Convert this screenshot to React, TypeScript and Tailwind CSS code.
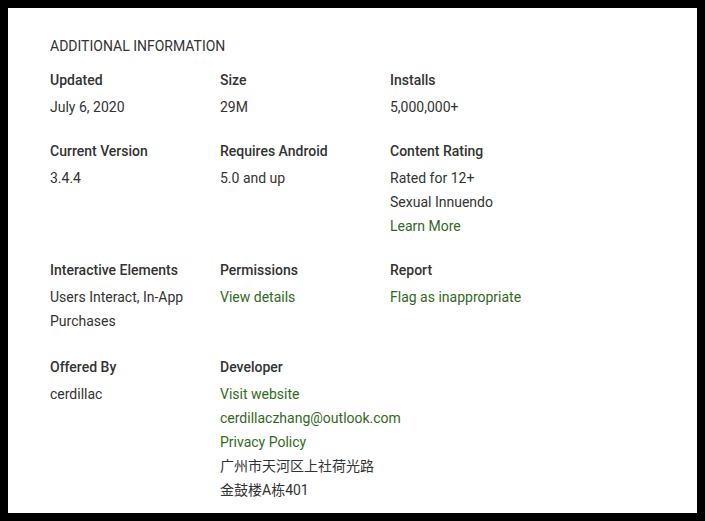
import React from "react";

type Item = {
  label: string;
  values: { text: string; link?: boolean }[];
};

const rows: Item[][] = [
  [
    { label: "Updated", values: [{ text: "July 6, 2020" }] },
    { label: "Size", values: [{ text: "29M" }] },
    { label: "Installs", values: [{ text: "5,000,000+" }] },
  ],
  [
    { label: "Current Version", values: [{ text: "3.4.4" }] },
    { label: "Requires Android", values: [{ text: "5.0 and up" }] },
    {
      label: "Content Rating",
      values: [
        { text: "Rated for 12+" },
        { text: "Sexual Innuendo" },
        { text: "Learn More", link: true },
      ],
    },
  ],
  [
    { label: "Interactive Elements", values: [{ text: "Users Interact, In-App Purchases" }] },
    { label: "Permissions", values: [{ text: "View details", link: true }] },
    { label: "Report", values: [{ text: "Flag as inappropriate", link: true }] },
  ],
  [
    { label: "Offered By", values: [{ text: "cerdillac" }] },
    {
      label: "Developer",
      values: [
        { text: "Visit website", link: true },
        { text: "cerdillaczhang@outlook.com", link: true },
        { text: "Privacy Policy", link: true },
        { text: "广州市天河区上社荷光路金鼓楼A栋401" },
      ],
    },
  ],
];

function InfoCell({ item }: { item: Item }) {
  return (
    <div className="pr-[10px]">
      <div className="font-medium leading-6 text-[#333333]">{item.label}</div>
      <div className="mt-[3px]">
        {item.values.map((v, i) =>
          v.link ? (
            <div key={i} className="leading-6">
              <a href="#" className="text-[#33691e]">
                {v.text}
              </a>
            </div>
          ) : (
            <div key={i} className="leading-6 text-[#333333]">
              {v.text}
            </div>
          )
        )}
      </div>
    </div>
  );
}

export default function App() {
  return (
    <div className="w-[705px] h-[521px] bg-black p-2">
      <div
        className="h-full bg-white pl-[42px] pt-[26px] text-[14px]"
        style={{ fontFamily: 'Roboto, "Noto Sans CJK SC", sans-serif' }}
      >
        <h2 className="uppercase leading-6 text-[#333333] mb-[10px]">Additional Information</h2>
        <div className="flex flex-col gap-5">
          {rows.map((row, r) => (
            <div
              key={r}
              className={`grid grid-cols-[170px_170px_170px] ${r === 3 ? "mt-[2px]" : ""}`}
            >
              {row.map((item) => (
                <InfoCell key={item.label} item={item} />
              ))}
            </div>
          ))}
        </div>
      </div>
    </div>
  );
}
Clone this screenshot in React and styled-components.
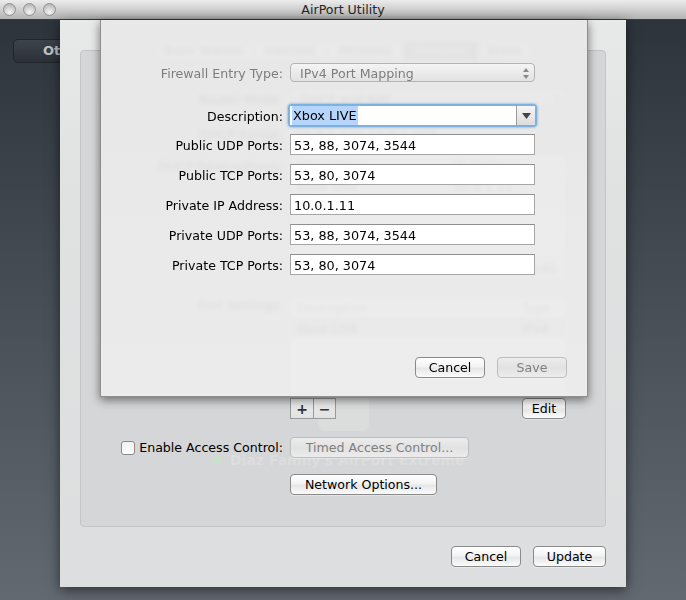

-*-

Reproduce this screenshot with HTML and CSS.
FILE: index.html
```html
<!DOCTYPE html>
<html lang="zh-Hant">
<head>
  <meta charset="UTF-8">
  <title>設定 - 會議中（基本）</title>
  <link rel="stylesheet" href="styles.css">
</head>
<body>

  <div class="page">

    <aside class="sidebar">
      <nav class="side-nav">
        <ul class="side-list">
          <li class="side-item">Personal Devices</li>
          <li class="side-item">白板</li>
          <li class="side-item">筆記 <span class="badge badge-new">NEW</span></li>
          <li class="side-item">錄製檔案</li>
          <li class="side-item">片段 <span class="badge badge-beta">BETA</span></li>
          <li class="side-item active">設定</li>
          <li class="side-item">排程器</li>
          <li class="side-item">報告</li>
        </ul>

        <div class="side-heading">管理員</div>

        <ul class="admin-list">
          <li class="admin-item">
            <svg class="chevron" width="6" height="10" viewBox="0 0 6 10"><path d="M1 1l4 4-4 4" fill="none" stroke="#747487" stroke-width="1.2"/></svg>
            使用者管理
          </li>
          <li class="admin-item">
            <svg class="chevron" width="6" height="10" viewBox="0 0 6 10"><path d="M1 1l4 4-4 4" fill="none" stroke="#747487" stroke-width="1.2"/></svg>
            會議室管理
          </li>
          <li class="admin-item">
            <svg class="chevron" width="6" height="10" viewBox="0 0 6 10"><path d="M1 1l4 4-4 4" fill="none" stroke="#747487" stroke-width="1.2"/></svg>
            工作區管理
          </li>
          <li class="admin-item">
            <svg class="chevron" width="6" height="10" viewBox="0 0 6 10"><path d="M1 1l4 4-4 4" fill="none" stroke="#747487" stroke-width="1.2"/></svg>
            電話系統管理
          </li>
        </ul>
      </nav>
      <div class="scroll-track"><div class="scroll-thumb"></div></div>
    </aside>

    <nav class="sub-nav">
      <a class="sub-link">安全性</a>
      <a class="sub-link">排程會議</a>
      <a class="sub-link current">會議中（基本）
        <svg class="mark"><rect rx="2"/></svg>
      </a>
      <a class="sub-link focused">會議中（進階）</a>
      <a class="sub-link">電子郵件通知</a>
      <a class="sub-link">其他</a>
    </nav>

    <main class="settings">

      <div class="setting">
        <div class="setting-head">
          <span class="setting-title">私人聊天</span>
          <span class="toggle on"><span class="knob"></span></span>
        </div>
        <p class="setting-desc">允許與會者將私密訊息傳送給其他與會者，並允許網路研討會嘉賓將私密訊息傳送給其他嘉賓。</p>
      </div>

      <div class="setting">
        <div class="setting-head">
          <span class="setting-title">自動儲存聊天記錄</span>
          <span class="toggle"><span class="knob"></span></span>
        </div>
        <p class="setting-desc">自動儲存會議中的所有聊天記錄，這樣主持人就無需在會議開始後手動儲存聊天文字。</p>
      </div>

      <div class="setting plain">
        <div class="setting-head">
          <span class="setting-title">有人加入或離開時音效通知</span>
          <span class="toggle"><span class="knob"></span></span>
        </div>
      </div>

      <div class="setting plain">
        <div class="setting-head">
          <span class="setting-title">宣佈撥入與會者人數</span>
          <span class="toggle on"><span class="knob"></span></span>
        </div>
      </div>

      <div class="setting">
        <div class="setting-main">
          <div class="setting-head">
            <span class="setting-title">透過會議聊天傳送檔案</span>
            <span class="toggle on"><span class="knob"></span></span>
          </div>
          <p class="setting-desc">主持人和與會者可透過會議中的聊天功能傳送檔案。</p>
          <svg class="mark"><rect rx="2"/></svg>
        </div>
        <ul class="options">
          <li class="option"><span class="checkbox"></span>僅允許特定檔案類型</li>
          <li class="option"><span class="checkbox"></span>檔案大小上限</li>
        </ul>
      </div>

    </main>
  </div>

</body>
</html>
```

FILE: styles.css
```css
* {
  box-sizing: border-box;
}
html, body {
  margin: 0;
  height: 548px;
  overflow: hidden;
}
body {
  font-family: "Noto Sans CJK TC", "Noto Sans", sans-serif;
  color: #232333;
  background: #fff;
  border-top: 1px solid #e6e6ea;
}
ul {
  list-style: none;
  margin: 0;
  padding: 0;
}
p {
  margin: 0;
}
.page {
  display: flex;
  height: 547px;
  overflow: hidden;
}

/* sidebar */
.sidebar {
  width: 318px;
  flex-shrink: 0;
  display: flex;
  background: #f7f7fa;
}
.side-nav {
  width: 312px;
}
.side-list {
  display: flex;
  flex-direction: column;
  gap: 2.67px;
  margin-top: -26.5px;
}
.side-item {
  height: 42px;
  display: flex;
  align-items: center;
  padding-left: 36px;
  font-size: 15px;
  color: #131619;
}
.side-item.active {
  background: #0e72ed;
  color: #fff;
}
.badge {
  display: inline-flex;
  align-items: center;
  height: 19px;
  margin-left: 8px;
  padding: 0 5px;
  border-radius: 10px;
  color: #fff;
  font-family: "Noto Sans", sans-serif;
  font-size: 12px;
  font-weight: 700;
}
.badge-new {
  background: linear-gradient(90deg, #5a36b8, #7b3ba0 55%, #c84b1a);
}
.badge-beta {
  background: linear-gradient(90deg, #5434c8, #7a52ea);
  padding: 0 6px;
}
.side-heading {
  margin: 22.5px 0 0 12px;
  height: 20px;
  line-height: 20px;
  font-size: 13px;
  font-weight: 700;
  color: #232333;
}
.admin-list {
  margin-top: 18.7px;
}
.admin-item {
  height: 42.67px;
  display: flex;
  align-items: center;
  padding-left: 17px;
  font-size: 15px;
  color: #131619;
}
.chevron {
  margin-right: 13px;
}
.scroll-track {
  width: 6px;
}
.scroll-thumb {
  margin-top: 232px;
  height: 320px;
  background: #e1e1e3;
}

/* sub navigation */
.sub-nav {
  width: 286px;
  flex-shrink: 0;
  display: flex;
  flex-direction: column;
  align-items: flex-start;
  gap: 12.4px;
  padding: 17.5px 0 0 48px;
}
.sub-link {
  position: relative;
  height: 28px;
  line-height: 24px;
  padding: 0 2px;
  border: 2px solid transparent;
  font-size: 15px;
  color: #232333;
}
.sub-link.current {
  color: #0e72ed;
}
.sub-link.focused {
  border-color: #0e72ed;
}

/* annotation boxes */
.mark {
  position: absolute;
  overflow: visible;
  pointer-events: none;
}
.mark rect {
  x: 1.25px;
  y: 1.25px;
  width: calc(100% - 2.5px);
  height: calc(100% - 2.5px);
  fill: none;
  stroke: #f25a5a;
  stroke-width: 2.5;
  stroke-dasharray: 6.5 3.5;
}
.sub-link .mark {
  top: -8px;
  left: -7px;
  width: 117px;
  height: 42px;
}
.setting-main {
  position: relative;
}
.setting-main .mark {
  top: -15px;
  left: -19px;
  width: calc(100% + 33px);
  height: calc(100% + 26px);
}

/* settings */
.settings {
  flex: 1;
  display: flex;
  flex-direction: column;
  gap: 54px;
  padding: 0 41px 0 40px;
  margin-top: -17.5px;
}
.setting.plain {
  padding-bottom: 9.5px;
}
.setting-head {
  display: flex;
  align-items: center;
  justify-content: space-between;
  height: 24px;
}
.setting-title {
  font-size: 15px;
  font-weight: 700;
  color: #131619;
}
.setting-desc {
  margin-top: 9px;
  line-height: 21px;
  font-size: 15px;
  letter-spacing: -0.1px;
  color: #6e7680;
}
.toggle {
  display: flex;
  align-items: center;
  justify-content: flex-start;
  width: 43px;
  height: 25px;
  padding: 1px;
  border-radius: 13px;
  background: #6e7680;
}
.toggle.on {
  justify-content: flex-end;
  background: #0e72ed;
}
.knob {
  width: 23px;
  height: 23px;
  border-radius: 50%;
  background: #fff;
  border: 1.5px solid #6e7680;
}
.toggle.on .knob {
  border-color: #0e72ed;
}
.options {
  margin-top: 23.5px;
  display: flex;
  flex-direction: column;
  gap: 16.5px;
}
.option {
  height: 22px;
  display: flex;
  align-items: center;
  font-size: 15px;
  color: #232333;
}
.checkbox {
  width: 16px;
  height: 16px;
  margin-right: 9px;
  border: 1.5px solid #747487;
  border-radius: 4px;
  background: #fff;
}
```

-*-

Task requirements> Pick out every line above that contains the word "screenshot" and copy it.

Solved problem>
Convert this screenshot to React, TypeScript and Tailwind CSS code.
Clone this screenshot in React and styled-components.
Reproduce this screenshot with HTML and CSS.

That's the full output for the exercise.